- The Italian operator has reported its first quarterly earnings since selling off its fixed network
- Brazil and enterprise remain growth drivers, while the consumer group remains a challenge
- Net debt expected to drop further by the end of the year
In typical understated fashion. Telecom Italia (TIM) CEO Pietro Labriola remarked that the last six months have been "quite eventful.”
As he elaborated, in July TIM finally completed its long-gestated plan to sell its fixed-line grid or NetCo to the Optics BidCo consortium controlled by investment firm KKR and moved into its new era as a service company.
“This was our ambition since we took office in 2022, to put the company on a new industrial path. Now it is a reality,” said Labriola, who was speaking during the operator’s first earnings call following the NetCo sale.
The relationship between TIM and NetCo will be regulated by a master services agreement (MSA), although Labriola emphasized that there are no value or volume commitments here.
Although much of the heavy lifting has now been completed, TIM still has to pin down buyers for its submarine cable unit Sparkle and its remaining stake in telecom tower company INWIT.
“We are quite optimistic over the finalization of the two deals,” said Labriola. Reuters reported that TIM is seeking to raise around €1 billion ($1.1 billion) from the sales.

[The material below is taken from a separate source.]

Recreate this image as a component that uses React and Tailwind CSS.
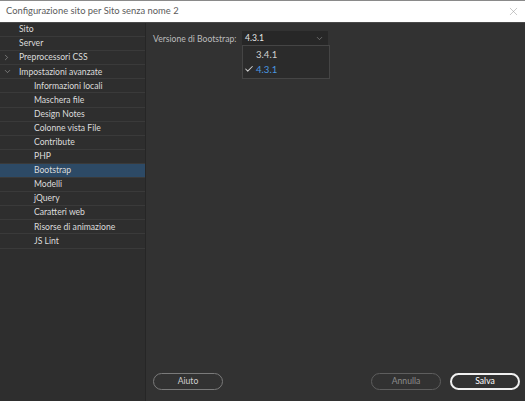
import { Check, ChevronDown, ChevronRight, X } from "lucide-react";

const items = [
    { label: "Sito", level: 0 },
    { label: "Server", level: 0 },
    { label: "Preprocessori CSS", level: 0, arrow: "right" },
    { label: "Impostazioni avanzate", level: 0, arrow: "down" },
    { label: "Informazioni locali", level: 1 },
    { label: "Maschera file", level: 1 },
    { label: "Design Notes", level: 1 },
    { label: "Colonne vista File", level: 1 },
    { label: "Contribute", level: 1 },
    { label: "PHP", level: 1 },
    { label: "Bootstrap", level: 1, selected: true },
    { label: "Modelli", level: 1 },
    { label: "jQuery", level: 1 },
    { label: "Caratteri web", level: 1 },
    { label: "Risorse di animazione", level: 1 },
    { label: "JS Lint", level: 1 },
];

const App = () => {
    return (
        <div
            className="w-[525px] h-[401px] flex flex-col bg-[#323232] text-[8.6px] border-t border-[#8a8a8a] overflow-hidden"
            style={{ fontFamily: 'Lato, "Noto Sans", sans-serif' }}
        >
            {/* Title bar */}
            <div className="h-[21px] bg-white flex items-center justify-between pl-[6px] pr-[5px] shrink-0">
                <span className="text-[9.4px] text-[#5c5c5c]">
                    Configurazione sito per Sito senza nome 2
                </span>
                <X className="w-[13px] h-[13px] text-[#9a9a9a]" strokeWidth={1} />
            </div>

            <div className="flex flex-1 min-h-0 border-t border-[#4a4a4a]">
                {/* Sidebar */}
                <div className="w-[146px] bg-[#2e2e2e] border-r border-[#262626] flex flex-col shrink-0">
                    {items.map((item) => (
                        <div
                            key={item.label}
                            className={`h-[14.1px] flex items-center border-b border-[#3a3a3a] relative text-[#dcdcdc] ${
                                item.selected ? "bg-[#2d4a66]" : ""
                            } ${item.level === 0 ? "pl-[19px]" : "pl-[34px]"}`}
                        >
                            {item.arrow === "right" && (
                                <ChevronRight
                                    className="absolute left-[2px] w-[9px] h-[9px] text-[#aaa]"
                                    strokeWidth={1.5}
                                />
                            )}
                            {item.arrow === "down" && (
                                <ChevronDown
                                    className="absolute left-[3px] w-[9px] h-[9px] text-[#aaa]"
                                    strokeWidth={1.5}
                                />
                            )}
                            <span className="leading-none">{item.label}</span>
                        </div>
                    ))}
                </div>

                {/* Content */}
                <div className="flex-1 flex flex-col justify-between pl-[7px] pr-[5px] pt-[8px] pb-[11px]">
                    <div className="flex items-start">
                        <span className="text-[#bdbdbd] mt-[2px] w-[89px] whitespace-nowrap">
                            Versione di Bootstrap:
                        </span>
                        <div className="relative">
                            <div className="w-[86px] h-[14px] bg-[#272727] flex items-center justify-between pl-[3px] pr-[4px] text-[#e6e6e6]">
                                <span>4.3.1</span>
                                <ChevronDown
                                    className="w-[9px] h-[9px] text-[#9a9a9a]"
                                    strokeWidth={1.5}
                                />
                            </div>
                            {/* Open dropdown */}
                            <div className="absolute left-0 top-[14px] w-[88px] h-[34px] bg-[#2b2b2b] border border-[#454545] flex flex-col justify-center gap-[5px] py-[2px]">
                                <div className="pl-[13px] text-[#d0d0d0] text-[9.6px] leading-none">
                                    3.4.1
                                </div>
                                <div className="flex items-center pl-[1px] text-[#4a98e0] text-[9.6px] leading-none">
                                    <Check
                                        className="w-[10px] h-[10px] text-[#cfcfcf] mr-[2px]"
                                        strokeWidth={2.5}
                                    />
                                    4.3.1
                                </div>
                            </div>
                        </div>
                    </div>

                    {/* Footer buttons */}
                    <div className="flex items-center">
                        <button className="w-[70px] h-[17px] rounded-full border border-[#7a7a7a] text-[#cfcfcf] flex items-center justify-center">
                            Aiuto
                        </button>
                        <div className="flex-1" />
                        <button className="w-[70px] h-[17px] rounded-full border border-[#5e5e5e] text-[#8c8c8c] flex items-center justify-center">
                            Annulla
                        </button>
                        <button className="ml-[9px] w-[70px] h-[17px] rounded-full border-2 border-[#f0f0f0] text-white flex items-center justify-center">
                            Salva
                        </button>
                    </div>
                </div>
            </div>
        </div>
    );
};

export default App;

Labriola also reiterated that the main focus for TIM is to grow organically on its domestic market, although he did not rule out that the operator could play an active role in M&A both in the consumer and enterprise segment.
Downsizing debt
In the second quarter of 2024 (Q2 FY24), TIM reaffirmed its guidance to cut debt following the NetCo sale. It said its net debt after leases amounted to €8.1 billion, which it said was in line with forecasts. The outlook is to reduce debt further to about €7.5 billion by the end of the year.
Without the NetCo sale, net debt would have risen to about €21.5 billion, a slight increase from the first quarter.
On a like-for-like basis, TIM ServCo revenue increased by 4.2% to €3.6 billion in Q2 FY24, primarily boosted by strong growth from TIM Brasil and TIM’s domestic enterprise business. Group EBITDA increased by 7.4% to €1.12 billion.
“TIM group has now a sustainable financial structure,” Labriola said. “Approximately 70% of group EBITDA after lease, comes from two healthy businesses: Brazil and enterprise.”
He noted that the domestic consumer business remains the biggest challenge in what is an extremely competitive environment, although he said TIM Consumer is “performing in line with our target and better than the largest competitors.”